At the qualitative level, a white hole is exactly as impossible in practice as a burning coal suddenly rearranging into a particular book. Quantitatively speaking, it's more impossible because the drop of entropy would be much greater: black holes have the greatest entropy among all localized or bound objects of the same total mass.
However, the Hawking radiation isn't localized or bound and it actually has an even greater entropy – by a significant factor – than the black hole from which it evaporated. That's needed and that's true because even the Hawking evaporation process agrees with the second law of thermodynamics.
At the level of classical general relativity, nothing prevents us from drawing a white hole spacetime. In fact, the spacetime for an eternal black hole is already perfectly time-reversal-symmetric. We still mostly call it a black hole but it's a "white hole" at the same moment. Such solutions don't correspond to the reality in which black holes always come from a lower-entropy initial state – because the initial state of the Universe couldn't have any black holes.
So the real issue are the realistic diagrams for a star collapsing into a black hole which later evaporates. Such a diagram is clearly time-reversal-asymmetric. The entropy increases during the star collapse as well as during the Hawking radiation. You may flip the diagram upside down and you will get a picture that solves the equations of general relativity. However, it will heavily violate the second law of thermodynamics.
Any consistent classical or quantum theory explains and guarantees the thermodynamic phenomena and laws microscopically, i.e. by statistical physics applied to its phase space or Hilbert space. That's true for burning books but that's true for theories containing black holes, too. So if one has a consistent microscopic quantum theory for this process – but the same comment would hold for a classical theory as well: your question has really nothing to do with quantum mechanics per se – then this theory must predict that the inverted processes that decrease entropy are exponentially unlikely. Whenever there is a specific model with well-defined microstates and a microscopic T or CPT symmetry, it's easy to prove the equation I started with.
A genuine microscopic theory really establishes that the inverted processes (those that lower the total entropy) are possible but very unlikely. A classical theory of macroscopic matter however "averages over many atoms". For solids, liquids, and gases, this is manifested by time-reversal-asymmetric terms in the effective equations - diffusion, heat diffusion, friction, viscosity, all these things that slow things down, heat them up, and transfer heat from warmer bodies to cooler ones.
The transfer of heat from warmer bodies to cooler ones may either occur by "direct contact" which really looks classical but it may also proceed via the black body radiation – which is a quantum process and may be found in the first semiclassical corrections to classical physics. The Hawking radiation is an example of the "transfer of heat from warmer to cooler bodies", too. The black hole has a nonzero temperature so it radiates energy away to the empty space whose temperature is zero. Again, it doesn't "realistically" occur in the opposite chronological order because the entropy would decrease and a cooler object would spontaneously transfer its heat to a warmer one.
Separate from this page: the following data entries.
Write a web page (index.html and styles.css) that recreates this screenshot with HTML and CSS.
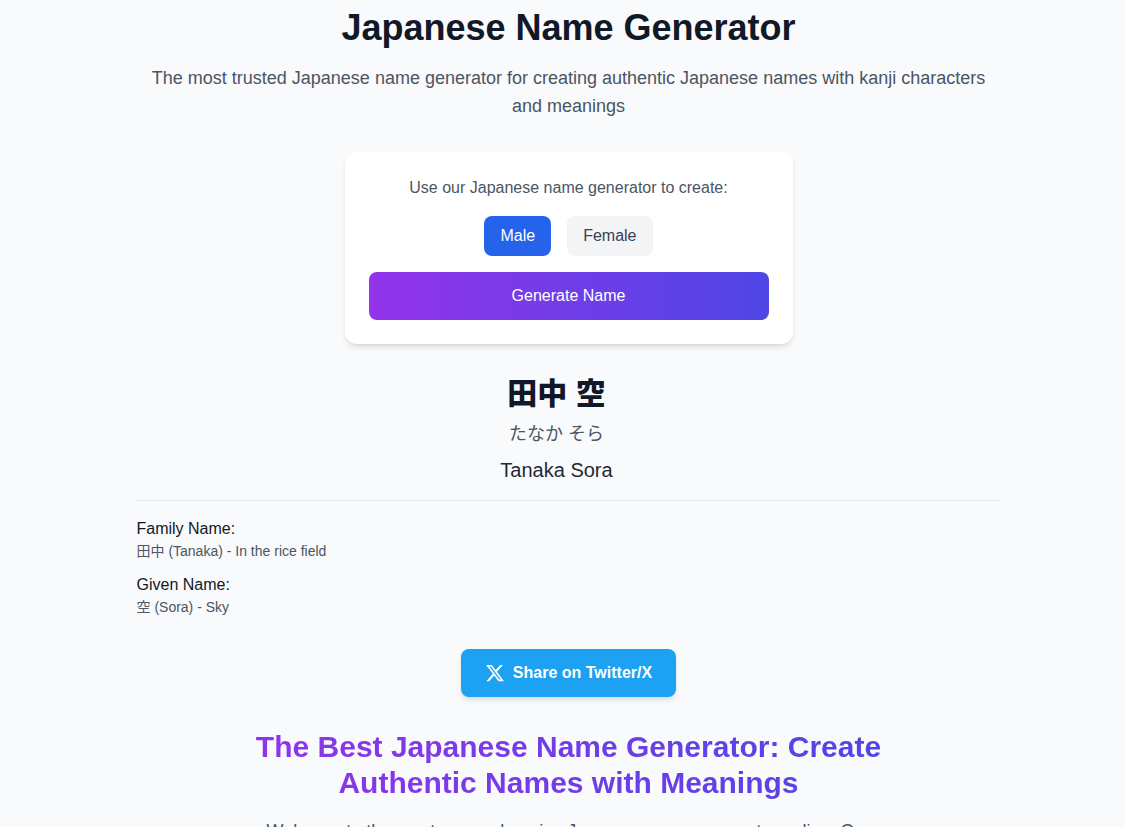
FILE: index.html
```html
<!DOCTYPE html>
<html lang="en">
<head>
<meta charset="utf-8">
<title>Japanese Name Generator</title>
<link rel="stylesheet" href="styles.css">
</head>
<body>
<main class="page">
  <header class="hero">
    <h1 class="title">Japanese Name Generator</h1>
    <p class="lead">The most trusted Japanese name generator for creating authentic Japanese names with kanji characters and meanings</p>
  </header>

  <section class="card">
    <p class="prompt">Use our Japanese name generator to create:</p>
    <div class="choices">
      <button type="button" class="choice choice-active">Male</button>
      <button type="button" class="choice">Female</button>
    </div>
    <button type="button" class="generate">Generate Name</button>
  </section>

  <section class="result">
    <div class="name">
      <h2 class="kanji" lang="ja">田中 空</h2>
      <p class="kana" lang="ja">たなか そら</p>
      <p class="romaji">Tanaka Sora</p>
    </div>
    <dl class="details">
      <div>
        <dt>Family Name:</dt>
        <dd><span lang="ja">田中</span> (Tanaka) - In the rice field</dd>
      </div>
      <div>
        <dt>Given Name:</dt>
        <dd><span lang="ja">空</span> (Sora) - Sky</dd>
      </div>
    </dl>
  </section>

  <button type="button" class="share">
    <svg class="share-icon" viewBox="0 0 24 24" fill="currentColor" aria-hidden="true"><path d="M18.244 2.25h3.308l-7.227 8.26 8.502 11.24H16.17l-5.214-6.817L4.99 21.75H1.68l7.73-8.835L1.254 2.25H8.08l4.713 6.231zm-1.161 17.52h1.833L7.084 4.126H5.117z"/></svg>
    Share on Twitter/X
  </button>

  <section class="about">
    <h2 class="about-title">The Best Japanese Name Generator: Create Authentic Names with Meanings</h2>
    <p class="about-text">Welcome to the most comprehensive Japanese name generator online. Our</p>
  </section>
</main>
</body>
</html>
```
FILE: styles.css
```css
* {
  box-sizing: border-box;
  margin: 0;
  padding: 0;
}

html {
  scrollbar-width: none;
}

body {
  padding-left: 12px;
  background: #f9fafb;
  color: #111827;
  font-family: "Liberation Sans", "Noto Sans CJK JP", sans-serif;
  font-size: 16px;
  line-height: 24px;
}

button {
  border: 0;
  font: inherit;
  cursor: pointer;
}

.page {
  display: flex;
  flex-direction: column;
  align-items: center;
  max-width: 896px;
  margin: 0 auto;
  padding: 8px 16px 0;
}

.hero {
  text-align: center;
}

.title {
  font-size: 36px;
  line-height: 40px;
}

.lead {
  margin-top: 16px;
  color: #4b5563;
  font-size: 18px;
  line-height: 28px;
}

.card {
  display: flex;
  flex-direction: column;
  gap: 16px;
  width: 100%;
  max-width: 448px;
  margin-top: 32px;
  padding: 24px;
  border-radius: 12px;
  background: #fff;
  box-shadow: 0 4px 6px -1px rgba(0, 0, 0, .1), 0 2px 4px -2px rgba(0, 0, 0, .1);
}

.prompt {
  color: #4b5563;
  text-align: center;
}

.choices {
  display: flex;
  justify-content: center;
  gap: 16px;
}

.choice {
  padding: 8px 16px;
  border-radius: 8px;
  background: #f3f4f6;
  color: #374151;
}

.choice-active {
  background: #2563eb;
  color: #fff;
}

.generate {
  padding: 12px 24px;
  border-radius: 8px;
  background: linear-gradient(to right, #9333ea, #4f46e5);
  color: #fff;
}

.result {
  width: 100%;
  margin-top: 32px;
}

.name {
  padding: 0 24px 16px 0;
  border-bottom: 1px solid #e5e7eb;
  text-align: center;
}

.kanji {
  font-size: 30px;
  font-weight: 900;
  line-height: 36px;
}

.kana {
  margin-top: 8px;
  color: #4b5563;
  font-size: 18px;
  line-height: 28px;
}

.romaji {
  margin-top: 8px;
  color: #1f2937;
  font-size: 20px;
  line-height: 28px;
}

.details {
  display: grid;
  gap: 12px;
  padding-top: 16px;
}

.details dd {
  color: #4b5563;
  font-size: 14px;
  line-height: 20px;
}

.share {
  display: flex;
  align-items: center;
  gap: 8px;
  margin-top: 32px;
  padding: 12px 24px;
  border-radius: 8px;
  background: #1da1f2;
  color: #fff;
  font-weight: 700;
  box-shadow: 0 4px 6px -1px rgba(0, 0, 0, .1), 0 2px 4px -2px rgba(0, 0, 0, .1);
}

.share-icon {
  width: 20px;
  height: 20px;
}

.about {
  width: 100%;
  max-width: 672px;
  margin-top: 32px;
  text-align: center;
}

.about-title {
  background: linear-gradient(to right, #9333ea, #4f46e5);
  -webkit-background-clip: text;
  background-clip: text;
  color: transparent;
  font-size: 30px;
  line-height: 36px;
}

.about-text {
  margin-top: 16px;
  color: #4b5563;
  font-size: 18px;
  line-height: 28px;
}
```
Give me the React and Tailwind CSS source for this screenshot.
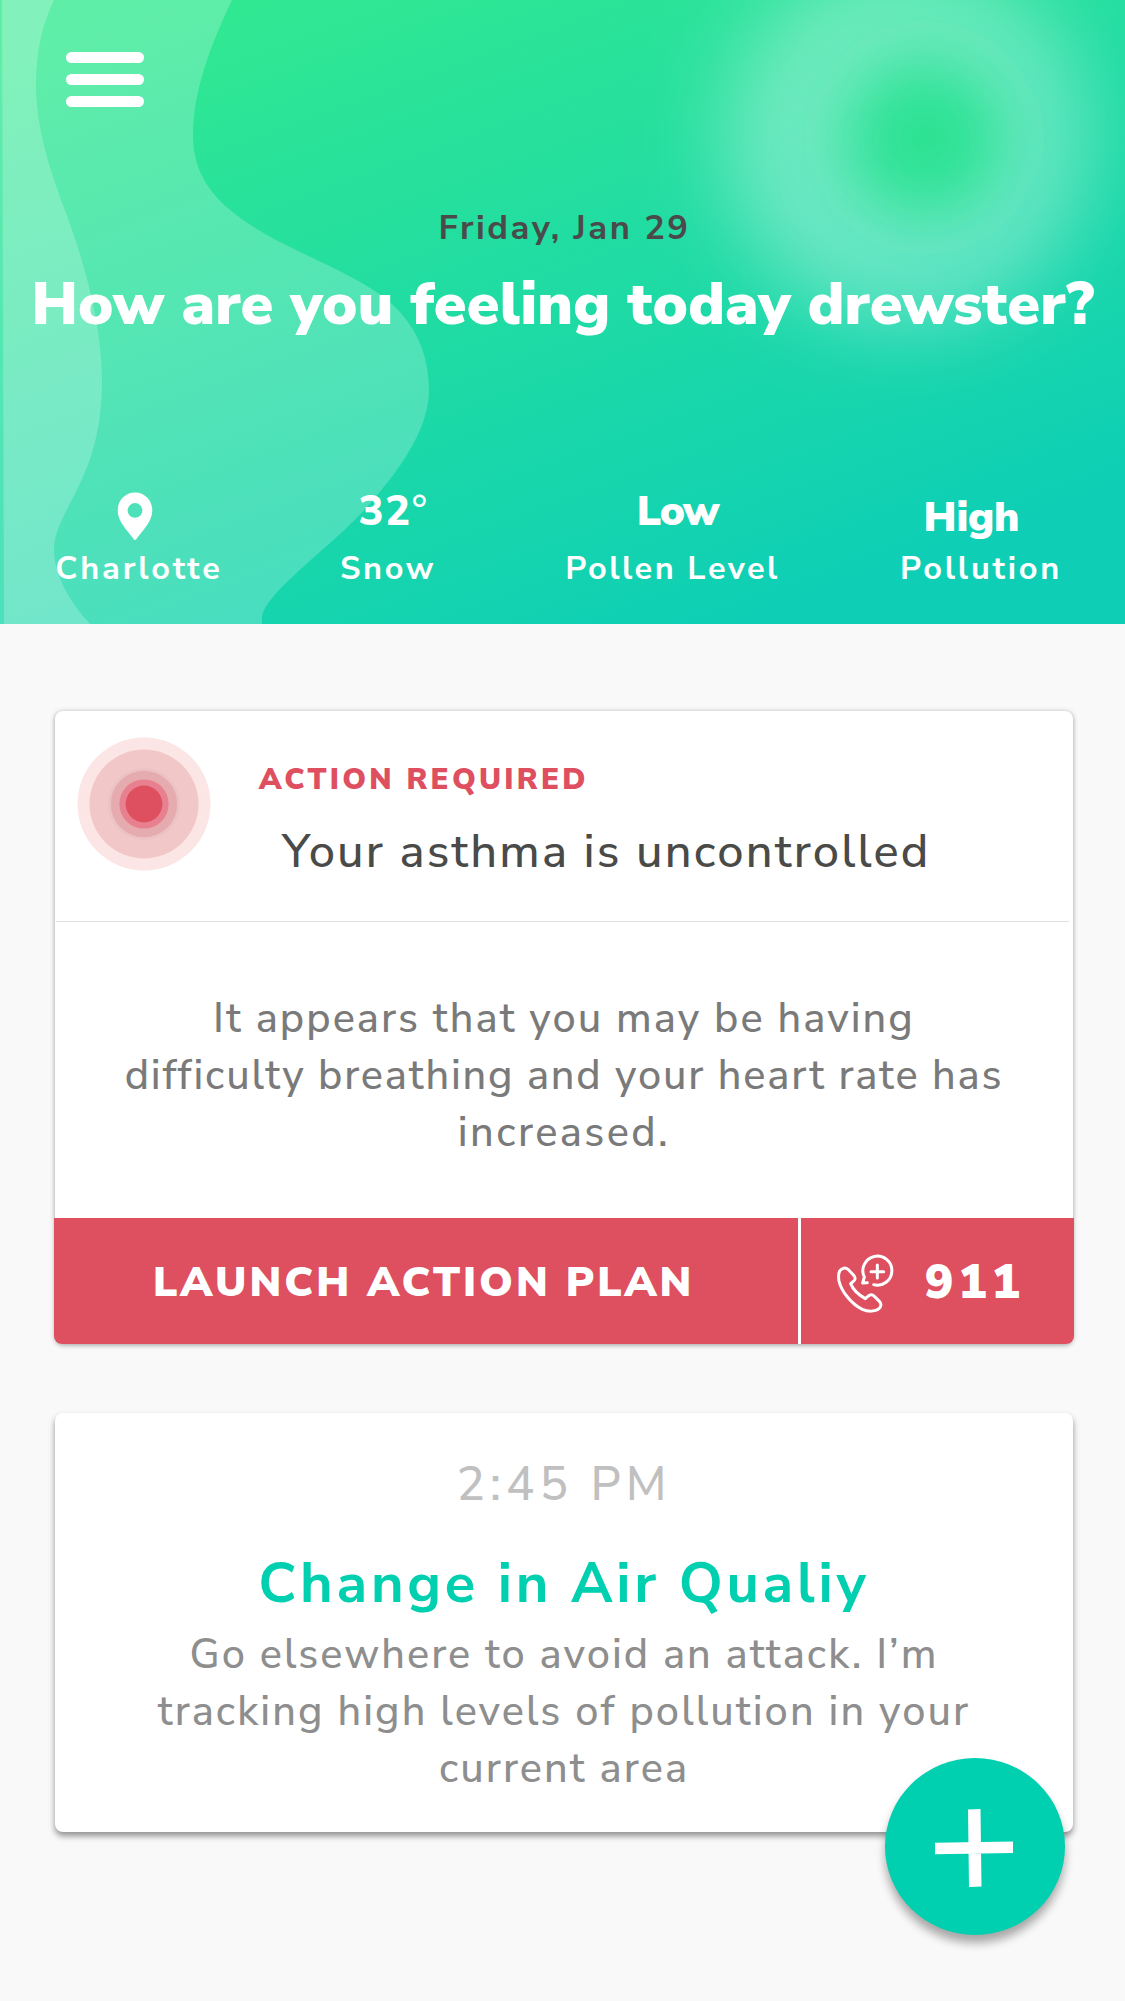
import React from "react";

function HeaderArt() {
  return (
    <svg className="absolute inset-0" width="1125" height="624" viewBox="0 0 1125 624" aria-hidden="true">
      <defs>
        <filter id="haloBlur" x="-60%" y="-60%" width="220%" height="220%">
          <feGaussianBlur stdDeviation="42" />
        </filter>
        <filter id="coreBlur" x="-100%" y="-100%" width="300%" height="300%">
          <feGaussianBlur stdDeviation="33" />
        </filter>
      </defs>
      <path
        d="M232 0C212 42 193 90 193 135C193 185 225 214 286 245C330 267 366 281 393 305C414 325 429 352 429 390C429 425 405 462 379 493C340 543 262 592 262 619L262 624L0 624L0 0Z"
        fill="#fff"
        fillOpacity="0.22"
      />
      <path
        d="M54 0C42 25 36 52 36 83C36 130 50 170 66 213C85 265 102 325 102 382C102 480 54 510 54 550C54 575 70 602 90 624L4 624L2 0Z"
        fill="#fff"
        fillOpacity="0.22"
      />
      <circle cx="905" cy="142" r="182" fill="#fff" fillOpacity="0.35" filter="url(#haloBlur)" />
      <circle cx="925" cy="138" r="78" fill="#2be293" filter="url(#coreBlur)" />
    </svg>
  );
}

function PinIcon() {
  return (
    <svg width="36" height="50" viewBox="0 0 36 50" aria-hidden="true">
      <path
        fillRule="evenodd"
        fill="#fff"
        d="M18 1.5C8.3 1.5 .7 9.3 .7 19.4C.7 31 11 39.500 16.600 48C17.300 49.200 18.700 49.200 19.400 48C25 39.500 35.300 31 35.300 19.400C35.300 9.300 27.700 1.500 18 1.500ZM18 12A7.400 7.400 0 1 1 18 26.800A7.400 7.400 0 1 1 18 12Z"
      />
    </svg>
  );
}

function PhoneIcon() {
  return (
    <svg
      width="80"
      height="84"
      viewBox="0 0 240 252"
      fill="none"
      stroke="#fff"
      strokeWidth="9"
      strokeLinecap="round"
      strokeLinejoin="round"
      aria-hidden="true"
      className="mt-[3px]"
    >
      <path d="M44 90C50 80 62 79 69 85L86 103C93 111 91 117 84 122L77 128C84 146 98 160 121 173L130 165C136 160 143 161 148 166L164 182C170 189 168 198 162 203C150 213 128 212 112 205C80 190 48 150 42 120C40 108 40 98 44 90Z" />
      <path d="M146 131A43.500 43.500 0 1 0 118 108L113 126L127 125" />
      <path d="M157 72V111M138 92H176" />
    </svg>
  );
}

function Pulse() {
  return (
    <svg width="134" height="134" viewBox="-67 -67 134 134" aria-hidden="true">
      <circle r="66.5" fill="#fbe5e5" />
      <circle r="54.5" fill="#f2c7c8" />
      <circle r="36" fill="#ecc3c5" />
      <circle r="33.300" fill="#e6abae" />
      <circle r="24.600" fill="#e9808f" />
      <circle r="18.400" fill="#de4f5f" />
    </svg>
  );
}

export default function App() {
  return (
    <div className="relative flex h-[2001px] w-[1125px] flex-col overflow-hidden bg-[#f9f9f9] font-['Nunito_Sans',Lato,sans-serif] whitespace-nowrap">
      <header className="relative h-[624px] bg-[linear-gradient(160deg,#33e990_5%,#0ecfb5_86%)] text-white">
        <HeaderArt />
        <div className="relative flex flex-col pt-[52px]">
          <button className="ml-[66px] flex w-[78px] flex-col gap-[11px]" aria-label="Menu">
            <span className="h-[11px] w-full rounded-full bg-white" />
            <span className="h-[11px] w-full rounded-full bg-white" />
            <span className="h-[11px] w-full rounded-full bg-white" />
          </button>
          <p className="mt-[101px] pl-[4px] text-center text-[34.5px] leading-[40px] font-bold tracking-[2.500px] text-[#4a4a4a]">
            Friday, Jan 29
          </p>
          <h1 className="mt-[17px] pl-[1px] text-center text-[59px] leading-[80px] font-black tracking-[0.22px]">
            How are you feeling today drewster?
          </h1>
          <div className="mt-[141px] flex text-center">
            <div className="flex w-[276px] flex-col gap-3 pl-[2px]">
              <div className="flex h-[50px] justify-center pt-[5px] pr-[8px]">
                <PinIcon />
              </div>
              <p className="text-[32.5px] leading-[40px] font-bold tracking-[2.850px]">Charlotte</p>
            </div>
            <div className="flex w-[222px] flex-col gap-3">
              <p className="pt-px pl-[13px] text-[42px] leading-[50px] font-extrabold tracking-[1.300px]">
                32<span className="font-medium">°</span>
              </p>
              <p className="-mt-px pl-[2px] text-[32.5px] leading-[40px] font-bold tracking-[2.600px]">Snow</p>
            </div>
            <div className="flex w-[348px] flex-col gap-3">
              <p className="pt-px pl-[11px] text-[42px] leading-[50px] font-black tracking-[-1.400px]">Low</p>
              <p className="-mt-px pl-[1px] text-[32.5px] leading-[40px] font-bold tracking-[2.450px]">Pollen Level</p>
            </div>
            <div className="flex w-[268px] flex-col gap-3">
              <p className="pt-[7px] pr-[17px] text-[42px] leading-[50px] font-black tracking-[-0.200px]">High</p>
              <p className="-mt-[7px] pl-[2px] text-[32.5px] leading-[40px] font-bold tracking-[2.750px]">Pollution</p>
            </div>
          </div>
        </div>
      </header>

      <section className="mt-[87px] mr-[52px] ml-[55px] flex h-[633px] flex-col rounded-lg bg-white shadow-[0_1px_5px_rgba(0,0,0,0.38)]">
        <div className="flex h-[210px]">
          <div className="pt-[26px] pl-[22px]">
            <Pulse />
          </div>
          <div className="pt-[50px] pl-[48px]">
            <p className="text-[29.5px] leading-[36px] font-black tracking-[3.250px] text-[#de4f5f]">
              ACTION REQUIRED
            </p>
            <h2 className="mt-[25px] pl-[23px] text-[47px] leading-[60px] font-medium tracking-[2.150px] text-[#4a4a48]">
              Your asthma is uncontrolled
            </h2>
          </div>
        </div>
        <hr className="mr-[4px] ml-px border-t-[1.500px] border-[#e0e0e0]" />
        <p className="mt-[68px] text-center text-[41.500px] leading-[57px] font-medium text-[#7a7a7a]">
          <span className="block tracking-[2.030px]">It appears that you may be having</span>
          <span className="block tracking-[1.790px]">difficulty breathing and your heart rate has</span>
          <span className="block tracking-[2.400px]">increased.</span>
        </p>
        <div className="-mx-px mt-auto flex h-[126px] overflow-hidden rounded-b-lg bg-[#de4f5f] text-white">
          <button className="flex w-[744px] items-center pt-[2px] pl-[99px] text-[42px] leading-[57px] font-black tracking-[3px]">
            LAUNCH ACTION PLAN
          </button>
          <button className="flex flex-1 items-center border-l-[3px] border-white pl-[24px] text-[47.500px] leading-[60px] font-black tracking-[4.800px]">
            <PhoneIcon />
            <span className="mt-[4px] ml-[20px]">911</span>
          </button>
        </div>
      </section>

      <section className="mt-[69px] mr-[52px] ml-[55px] h-[419px] rounded-lg bg-white pt-[42px] text-center shadow-[0_4px_6px_rgba(0,0,0,0.42)]">
        <p className="text-[47.500px] leading-[60px] font-medium tracking-[5px] text-[#c0c0c0]">2:45 PM</p>
        <h2 className="mt-[34px] text-[56px] leading-[70px] font-bold tracking-[3.700px] text-[#00cfb0]">
          Change in Air Qualiy
        </h2>
        <p className="mt-[7px] text-[41.500px] leading-[57px] font-medium text-[#8e8e8e]">
          <span className="block tracking-[2px]">Go elsewhere to avoid an attack. I’m</span>
          <span className="block tracking-[2.060px]">tracking high levels of pollution in your</span>
          <span className="block tracking-[2.050px]">current area</span>
        </p>
      </section>

      <button
        className="absolute top-[1758px] left-[885px] flex h-[177px] w-[180px] items-center justify-center rounded-[50%] bg-[#00cfb0] shadow-[0_8px_10px_rgba(0,0,0,0.33)]"
        aria-label="Add"
      >
        <svg width="80" height="80" viewBox="0 0 80 80" aria-hidden="true" className="mt-[3px] mr-[2px]">
          <path d="M34 1.500L46.500 1L47.500 78.500L35 79ZM1 34.800L79 33.500L79 45L1 46.300Z" fill="#fff" />
        </svg>
      </button>
    </div>
  );
}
In an approximate macroscopic effective theory that incorporates the microscopic statistical phenomena collectively, much like friction terms in mechanics, those time-reversal-violating terms appear explicitly: they are replacements/results of some statistical physics calculations. In the exact microscopic theory, however, there are no explicit time-reversal-breaking terms. And indeed, according to the full microscopic theory – e.g. a consistent theory of quantum gravity – the entropy-lowering processes aren't strictly forbidden, they may just be calculated to be exponentially unlikely.
The probability that we arrange the initial state of the black hole so that it will evolve into a star with some particular shape and composition is extremely tiny. It is hard to describe the state of the black hole microstates explicitly, but even in setups where we know them in principle, it's practically impossible to locate black hole microstates that have evolved from a recent star (or will evolve into a star soon, which is the same mathematical problem). Your $U^{-1}$ transformation undoubtedly exists in a consistent theory of quantum gravity – e.g. in AdS/CFT – but if you want the final state $U^{-1}|initial\rangle$ to have a lower entropy than the initial one, you must carefully cherry-pick the initial one and it's exponentially unlikely that you will be able to prepare such an initial state, whether it is experimental preparation or a theoretical one. For "realistically preparable" initial states, the final states will have a higher entropy. This is true everywhere in physics and has nothing specific in the context of quantum gravity with black holes.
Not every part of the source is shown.